423 Millionen Todesopfer habe die Armut in der Welt seit dem Ende des Kalten Krieges gefordert, rechnet Pogge, das seien doppelt so viele wie in allen großen Kriegen und Gewaltverbrechen des 20. Jahrhunderts zusammen. „Die Friedensdividende“, die nach dem Ende der Ost-West-Konfrontation zu erwarten war, „wurde nicht für die Armutsbeseitigung eingesetzt.“ Pogge stellt zum Ausmaß der Not einen historischen Tiefpunkt fest: „Nie vorher gab es so viel vermeidbare Armut.“

 

 

 

Der Reichtum ist die Kehrseite der gleichen Medaille. Der Philosoph präsentiert Einkommens- und Vermögensstatistiken, die das krasse Verteilungsunrecht veranschaulichen. Das reichste Viertel der Weltbevölkerung verfügt über 90 Prozent, die ärmsten drei Viertel teilen sich die restlichen zehn Prozent. Oder: „Die 65 reichsten Menschen der Erde haben zusammen so viel Vermögen wie die 3,6 Milliarden ärmsten.“ In nur zwanzig Jahren haben die reichsten fünf Prozent der Menschheit etwa soviel Einkommen hinzugewonnen wie die ärmere Hälfte am Ende dieser Periode übrig hatte. Das Verhältnis der Durchschnittseinkommen der reichsten fünf Prozent und des ärmsten Fünftels der Menschheit stieg in der Zeit von 1988 bis 2008 von 202:1 auf 297:1.
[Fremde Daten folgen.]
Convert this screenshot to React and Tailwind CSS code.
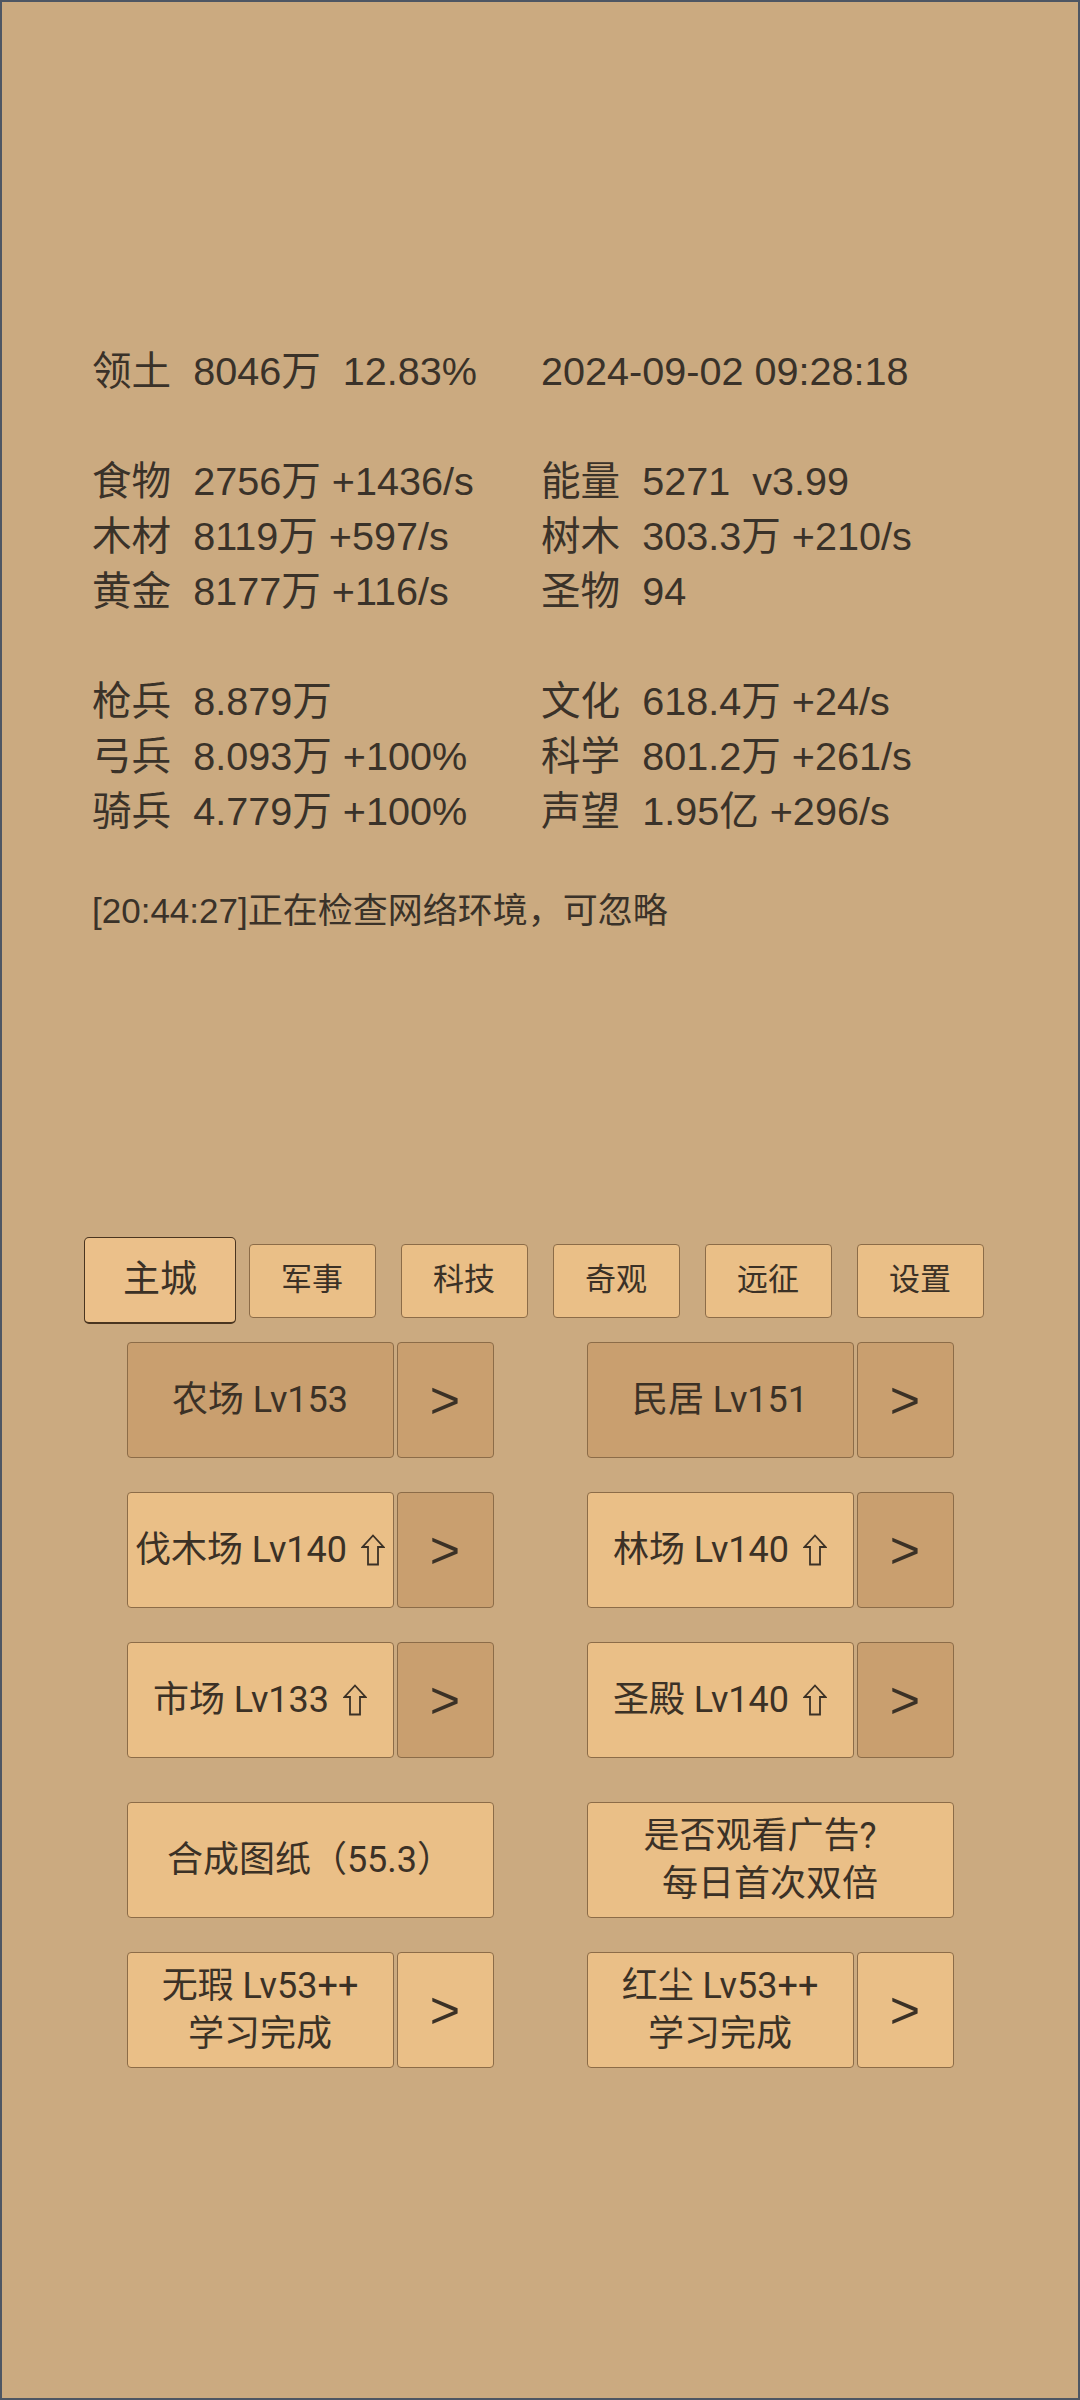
import React from "react";

const stats = [
  ["领土  8046万  12.83%", "2024-09-02 09:28:18"],
  null,
  ["食物  2756万 +1436/s", "能量  5271  v3.99"],
  ["木材  8119万 +597/s", "树木  303.3万 +210/s"],
  ["黄金  8177万 +116/s", "圣物  94"],
  null,
  ["枪兵  8.879万", "文化  618.4万 +24/s"],
  ["弓兵  8.093万 +100%", "科学  801.2万 +261/s"],
  ["骑兵  4.779万 +100%", "声望  1.95亿 +296/s"],
];

const tabs = ["主城", "军事", "科技", "奇观", "远征", "设置"];

// outlined up arrow shown after upgradable buildings
const Up = () => (
  <svg
    viewBox="0 0 24 32"
    className="inline-block w-[24px] h-[32px] ml-[14px] align-[-4px]"
    fill="none"
    stroke="currentColor"
    strokeWidth="1.8"
    strokeLinejoin="miter"
  >
    <path d="M12 1.5 L22.5 13 L17 13 L17 30.5 L7 30.5 L7 13 L1.5 13 Z" />
  </svg>
);

const Btn = ({ children, dark, className = "" }) => (
  <div
    className={
      "flex flex-col items-center justify-center rounded-[4px] border border-[#8c6c48] text-[36px] leading-[48px] text-[#3b3126] " +
      (dark ? "bg-[#c99f6f] " : "bg-[#eabf87] ") +
      className
    }
  >
    {children}
  </div>
);

const Arrow = ({ dark }) => (
  <Btn dark={dark} className="w-[97px] text-[52px] font-['Liberation_Sans',sans-serif]">
    &gt;
  </Btn>
);

const Group = ({ label, mainDark, arrowDark, up }) => (
  <div className="flex w-[367px] h-[116px] gap-[3px]">
    <Btn dark={mainDark} className="w-[267px] whitespace-pre text-center">
      {Array.isArray(label) ? (
        label.map((l, i) => <div key={i}>{l}</div>)
      ) : (
        <div>
          {label}
          {up && <Up />}
        </div>
      )}
    </Btn>
    <Arrow dark={arrowDark} />
  </div>
);

export default function App() {
  return (
    <div className="w-[1080px] h-[2400px] border-2 border-[#4e5663] bg-[#cbaa80] text-[#3a3229] font-['Roboto','Noto_Sans_CJK_SC',sans-serif]">
      <div className="pt-[342px] pl-[90px] text-[39.6px] leading-[55px] whitespace-pre font-['Liberation_Sans','Noto_Sans_CJK_SC',sans-serif]">
        {stats.map((r, i) =>
          r ? (
            <div key={i} className="flex">
              <div className="w-[449px]">{r[0]}</div>
              <div>{r[1]}</div>
            </div>
          ) : (
            <div key={i} className="h-[55px]" />
          )
        )}
        <div className="mt-[44px] text-[35px]">[20:44:27]正在检查网络环境，可忽略</div>
      </div>

      <div className="mt-[299px] flex justify-center">
        {tabs.map((t, i) => (
          <div key={t} className="w-[152px] h-[87px] flex items-center justify-center">
            {i === 0 ? (
              <div className="w-[152px] h-[87px] flex items-center justify-center rounded-[5px] border border-[#4a3520] border-b-2 bg-[#ebc08a] text-[37px] text-[#3b3126]">
                {t}
              </div>
            ) : (
              <div className="w-[127px] h-[74px] flex items-center justify-center rounded-[4px] border border-[#8c6c48] bg-[#eabf87] text-[31px] text-[#3b3126]">
                {t}
              </div>
            )}
          </div>
        ))}
      </div>

      <div className="mt-[18px] flex flex-col items-center">
        <div className="flex gap-[93px]">
          <Group label="农场 Lv153" mainDark arrowDark />
          <Group label="民居 Lv151" mainDark arrowDark />
        </div>
        <div className="mt-[34px] flex gap-[93px]">
          <Group label="伐木场 Lv140" up arrowDark />
          <Group label="林场 Lv140" up arrowDark />
        </div>
        <div className="mt-[34px] flex gap-[93px]">
          <Group label="市场 Lv133" up arrowDark />
          <Group label="圣殿 Lv140" up arrowDark />
        </div>
        <div className="mt-[44px] flex gap-[93px]">
          <Btn className="w-[367px] h-[116px]">合成图纸（55.3）</Btn>
          <Btn className="w-[367px] h-[116px] whitespace-pre">
            <div className="mr-[20px]">是否观看广告?</div>
            <div>每日首次双倍</div>
          </Btn>
        </div>
        <div className="mt-[34px] flex gap-[93px]">
          <Group label={["无瑕 Lv53++", "学习完成"]} />
          <Group label={["红尘 Lv53++", "学习完成"]} />
        </div>
      </div>
    </div>
  );
}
Pogge: Wären die 2,9 Prozent des globalen Haushaltseinkommens, die in Wirklichkeit die reichsten fünf Prozent hinzugewonnen haben, stattdessen der ärmeren Hälfte zugefallen, dann hätte sich deren Anteil von 3,5 auf 6,4 Prozent fast verdoppelt und die Weltarmut hätte schon 2008 beseitigt sein können.
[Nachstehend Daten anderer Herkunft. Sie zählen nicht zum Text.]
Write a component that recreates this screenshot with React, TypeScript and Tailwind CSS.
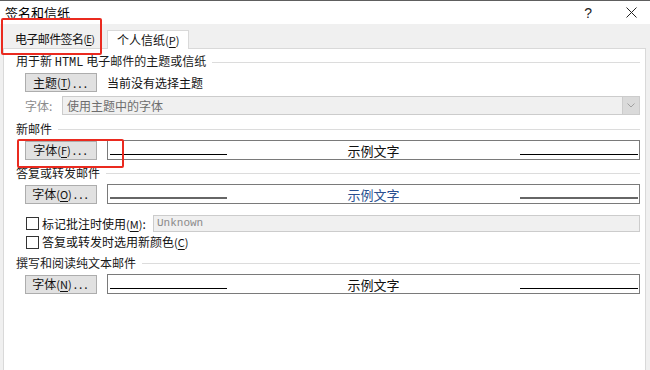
import React from 'react';

const font = { fontFamily: '"Noto Sans CJK SC", "Noto Sans", sans-serif' };

// mnemonic letter like (E), underlined as in Win32 dialogs
const Mn: React.FC<{ k: string; small?: boolean }> = ({ k, small }) => (
  <span className={small ? 'text-[10px]' : 'text-[11px]'}>
    (<span className="underline underline-offset-2">{k}</span>)
  </span>
);

const Dots: React.FC = () => <span className="tracking-[2px] pl-[2px]">...</span>;

const SectionHeader: React.FC<{ children: React.ReactNode; mt: string }> = ({ children, mt }) => (
  <div className={`flex items-center h-[16px] pl-[12px] pr-[5px] ${mt}`}>
    <span className="text-[12px] leading-[16px] text-[#1a1a1a] whitespace-nowrap">{children}</span>
    <div className="flex-1 h-px bg-[#dcdcdc] ml-[6px]" />
  </div>
);

const Btn: React.FC<{ children: React.ReactNode }> = ({ children }) => (
  <div className="w-[72px] h-[19px] bg-[#e1e1e1] border border-[#adadad] flex items-center justify-center text-[12px] leading-none text-[#111] flex-shrink-0 whitespace-nowrap">
    {children}
  </div>
);

const Preview: React.FC<{ color: string; lineCls: string }> = ({ color, lineCls }) => (
  <div className="relative flex-1 h-[20px] ml-[10px] bg-white border border-[#7a7a7a] flex items-center justify-center">
    <span className={`text-[13px] leading-none ${color}`}>示例文字</span>
    <div className={`absolute left-[2px] bottom-[4px] w-[117px] ${lineCls}`} />
    <div className={`absolute right-[1px] bottom-[4px] w-[118px] ${lineCls}`} />
  </div>
);

const FontRow: React.FC<{ k: string; mt: string; color?: string; lineCls?: string }> = ({
  k,
  mt,
  color = 'text-[#111]',
  lineCls = 'h-px bg-black',
}) => (
  <div className={`flex items-center pl-[21px] pr-[5px] ${mt}`}>
    <Btn>
      字体<Mn k={k} />
      <Dots />
    </Btn>
    <Preview color={color} lineCls={lineCls} />
  </div>
);

const Checkbox: React.FC = () => (
  <div className="w-[13px] h-[13px] border border-[#333] bg-white flex-shrink-0" />
);

export default function App() {
  return (
    <div className="relative w-[650px] h-[370px] overflow-hidden bg-white flex flex-col" style={font}>
      {/* title bar */}
      <div className="h-[24px] border-t border-[#5e5e5e] flex items-center pl-[5px] pr-[12px] bg-white">
        <span className="text-[13px] leading-none text-black">签名和信纸</span>
        <div className="flex-1" />
        <span className="text-[14px] leading-none text-[#222] mr-[34px]" style={{ fontFamily: '"Liberation Sans", sans-serif' }}>?</span>
        <svg width="11" height="11" viewBox="0 0 11 11" className="mr-[1px]">
          <path d="M0.5 0.5 L10.5 10.5 M10.5 0.5 L0.5 10.5" stroke="#222" strokeWidth="1" />
        </svg>
      </div>

      {/* body */}
      <div className="flex-1 bg-[#f0f0f0] pl-[3px] pr-[4px] flex flex-col">
        {/* tabs */}
        <div className="h-[24px] flex items-end">
          <div className="h-[18px] w-[104px] flex items-center pl-[12px] text-[12px] leading-none text-[#111] whitespace-nowrap tracking-[-0.6px]">
            电子邮件签名<Mn k="E" small />
          </div>
          <div className="relative z-10 -mb-px h-[19px] w-[82px] bg-white border border-b-0 border-[#d9d9d9] flex items-center pl-[9px] text-[12px] leading-none text-[#111] whitespace-nowrap">
            个人信纸<Mn k="P" />
          </div>
        </div>

        {/* panel */}
        <div className="flex-1 bg-white border border-[#d9d9d9] border-b-0 flex flex-col">
          <SectionHeader mt="mt-[5px]">
            用于新{' '}
            <span className="text-[12px]" style={{ fontFamily: '"Liberation Mono", monospace' }}>
              HTML
            </span>{' '}
            电子邮件的主题或信纸
          </SectionHeader>

          <div className="flex items-center pl-[21px] mt-[3px] h-[19px]">
            <Btn>
              主题<Mn k="T" />
              <Dots />
            </Btn>
            <span className="ml-[10px] text-[12px] leading-none text-[#111]">当前没有选择主题</span>
          </div>

          <div className="flex items-center pl-[21px] pr-[5px] mt-[4px] h-[19px]">
            <span className="w-[37px] text-[12px] leading-none text-[#8c8c8c]">字体:</span>
            <div className="flex-1 h-[19px] bg-[#f0f0f0] border border-[#cccccc] flex items-center">
              <span className="pl-[4px] flex-1 text-[12px] leading-none text-[#6d6d6d]">使用主题中的字体</span>
              <div className="w-[17px] h-full bg-[#dadada] border-l border-[#cccccc] flex items-center justify-center">
                <svg width="8" height="5" viewBox="0 0 8 5">
                  <path d="M0.5 0.5 L4 4 L7.5 0.5" stroke="#a0a0a0" strokeWidth="1" fill="none" />
                </svg>
              </div>
            </div>
          </div>

          <SectionHeader mt="mt-[6px]">新邮件</SectionHeader>
          <FontRow k="F" mt="mt-[3px]" />

          <SectionHeader mt="mt-[5px]">答复或转发邮件</SectionHeader>
          <FontRow k="O" mt="mt-[3px]" color="text-[#2a4f8f]" lineCls="h-[2px] bg-[#666]" />

          <div className="flex items-center pl-[22px] pr-[5px] mt-[11px] h-[17px]">
            <Checkbox />
            <span className="ml-[3px] w-[111px] text-[12px] leading-none text-[#111] whitespace-nowrap">
              标记批注时使用<Mn k="M" />:
            </span>
            <div className="flex-1 h-[17px] bg-[#f0f0f0] border border-[#cccccc] flex items-center pl-[3px]">
              <span className="text-[11px] leading-none text-[#8a8a8a]" style={{ fontFamily: '"Liberation Mono", monospace' }}>
                Unknown
              </span>
            </div>
          </div>

          <div className="flex items-center pl-[22px] mt-[2px] h-[16px]">
            <Checkbox />
            <span className="ml-[3px] text-[12px] leading-none text-[#111] whitespace-nowrap">
              答复或转发时选用新颜色<Mn k="C" />
            </span>
          </div>

          <SectionHeader mt="mt-[5px]">撰写和阅读纯文本邮件</SectionHeader>
          <FontRow k="N" mt="mt-[3px]" />
        </div>
      </div>

      {/* red annotation boxes */}
      <div className="absolute left-[1px] top-[18px] w-[101px] h-[37px] border-2 border-[#ea2a1f] rounded-[2px]" />
      <div className="absolute left-[17px] top-[139px] w-[107px] h-[29px] border-2 border-[#ea2a1f] rounded-[2px]" />
    </div>
  );
}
In Artikel 25 der Allgemeinen Erklärung der Menschenrechte von 1948 heißt es: „Jeder hat das Recht auf einen Lebensstandard, der für seine und seiner Familie Gesundheit und Wohlbefinden ausreichend ist, einschließlich Nahrung, Kleidung, Wohnung, ärztliche Versorgung und notwendige soziale Leistungen.” Dies sei, sagt Pogge, das am wenigsten verwirklichte Menschenrecht. Und er formuliert: „Unter den bestehenden Weltwirtschaftsregeln sind die Menschenrechte der meisten Menschen vorhersehbarerweise nicht erfüllt.“ Mit alternativen Regeln aber wäre „ein Großteil dieses Menschenrechtsdefizits plausibel vermeidbar“.
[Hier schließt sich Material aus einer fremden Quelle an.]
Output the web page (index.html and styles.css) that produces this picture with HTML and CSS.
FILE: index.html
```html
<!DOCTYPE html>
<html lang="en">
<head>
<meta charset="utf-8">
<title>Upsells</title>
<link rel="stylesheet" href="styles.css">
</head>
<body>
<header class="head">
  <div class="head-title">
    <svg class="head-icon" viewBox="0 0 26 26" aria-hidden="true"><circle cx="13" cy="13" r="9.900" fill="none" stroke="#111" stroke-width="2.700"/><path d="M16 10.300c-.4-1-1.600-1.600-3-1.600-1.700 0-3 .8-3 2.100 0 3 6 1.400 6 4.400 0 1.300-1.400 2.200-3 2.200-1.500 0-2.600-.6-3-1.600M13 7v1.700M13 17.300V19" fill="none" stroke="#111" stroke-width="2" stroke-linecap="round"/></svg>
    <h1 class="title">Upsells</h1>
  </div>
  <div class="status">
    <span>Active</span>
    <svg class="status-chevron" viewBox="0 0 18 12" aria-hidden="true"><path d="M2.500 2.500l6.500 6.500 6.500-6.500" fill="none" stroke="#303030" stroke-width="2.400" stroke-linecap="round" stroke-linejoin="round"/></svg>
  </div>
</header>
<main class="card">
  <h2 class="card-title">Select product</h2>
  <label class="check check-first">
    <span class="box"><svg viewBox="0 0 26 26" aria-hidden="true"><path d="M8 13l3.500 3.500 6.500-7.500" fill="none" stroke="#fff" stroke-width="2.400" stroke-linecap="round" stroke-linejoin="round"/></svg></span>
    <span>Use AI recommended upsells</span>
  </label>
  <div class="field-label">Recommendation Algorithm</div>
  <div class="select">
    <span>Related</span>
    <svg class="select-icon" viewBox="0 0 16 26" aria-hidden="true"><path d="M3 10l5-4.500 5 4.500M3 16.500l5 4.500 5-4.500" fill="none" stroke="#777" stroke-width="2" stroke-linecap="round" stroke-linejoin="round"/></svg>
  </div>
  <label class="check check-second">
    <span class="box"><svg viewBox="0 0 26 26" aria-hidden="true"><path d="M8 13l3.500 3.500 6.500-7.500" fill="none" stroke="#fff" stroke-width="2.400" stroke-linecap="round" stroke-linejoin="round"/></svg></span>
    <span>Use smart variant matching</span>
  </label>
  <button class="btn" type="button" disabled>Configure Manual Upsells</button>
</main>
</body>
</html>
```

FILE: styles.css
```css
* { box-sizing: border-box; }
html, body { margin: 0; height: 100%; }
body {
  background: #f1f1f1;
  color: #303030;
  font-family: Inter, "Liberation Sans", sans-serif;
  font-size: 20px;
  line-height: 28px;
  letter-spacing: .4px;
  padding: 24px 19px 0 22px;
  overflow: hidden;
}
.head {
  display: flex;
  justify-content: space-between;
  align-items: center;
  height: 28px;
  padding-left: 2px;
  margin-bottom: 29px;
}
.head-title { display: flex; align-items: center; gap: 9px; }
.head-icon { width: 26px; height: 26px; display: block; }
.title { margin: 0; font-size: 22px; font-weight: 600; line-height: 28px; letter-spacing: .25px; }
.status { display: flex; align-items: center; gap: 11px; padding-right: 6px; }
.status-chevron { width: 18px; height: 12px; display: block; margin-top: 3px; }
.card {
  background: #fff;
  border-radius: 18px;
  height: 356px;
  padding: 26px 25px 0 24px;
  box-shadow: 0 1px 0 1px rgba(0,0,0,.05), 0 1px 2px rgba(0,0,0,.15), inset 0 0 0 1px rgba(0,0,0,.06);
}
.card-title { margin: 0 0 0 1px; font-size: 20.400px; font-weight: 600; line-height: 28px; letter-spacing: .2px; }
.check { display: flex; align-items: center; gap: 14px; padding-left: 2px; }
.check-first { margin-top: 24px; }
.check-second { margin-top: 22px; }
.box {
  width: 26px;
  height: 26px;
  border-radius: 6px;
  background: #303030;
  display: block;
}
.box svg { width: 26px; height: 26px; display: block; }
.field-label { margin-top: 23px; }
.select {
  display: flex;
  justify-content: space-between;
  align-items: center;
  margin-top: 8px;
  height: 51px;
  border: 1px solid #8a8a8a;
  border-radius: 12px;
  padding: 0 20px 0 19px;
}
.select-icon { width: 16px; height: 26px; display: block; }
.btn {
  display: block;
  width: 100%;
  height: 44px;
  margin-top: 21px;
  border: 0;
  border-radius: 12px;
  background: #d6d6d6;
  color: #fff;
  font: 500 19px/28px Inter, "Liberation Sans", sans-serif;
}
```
Die Weltwirtschaftsordnung sei „extrem menschenrechtsfeindlich“, die Reichen und Einflussreichen setzten die Regeln zu ihren eigenen Gunsten und damit eine Ungleichheitsspirale in Gang. Pogge zeigt die Bedeutung des Lobbyismus am Beispiel der USA auf, nennt Beispiele dafür, wie Konzerne die Politik lenken und weist darauf hin, dass die Lobby auf der bedeutsamer werdenden internationalen Ebene noch wesentlich leichteres Spiel habe: Dort fehlen demokratische Strukturen und Transparenz, dort setze man sich auch über moralische Bedenken noch leichter hinweg.

Das Finanzsystem, der Protektionismus, der Klimawandel und die Patente auf Medikamente sind nach Pogge die Faktoren, die den ärmsten am meisten zu schaffen machen. Hinzu kommen Bürgerkriege, Korruption und Waffenhandel sowie ein ausbeuterisches Arbeitsrecht.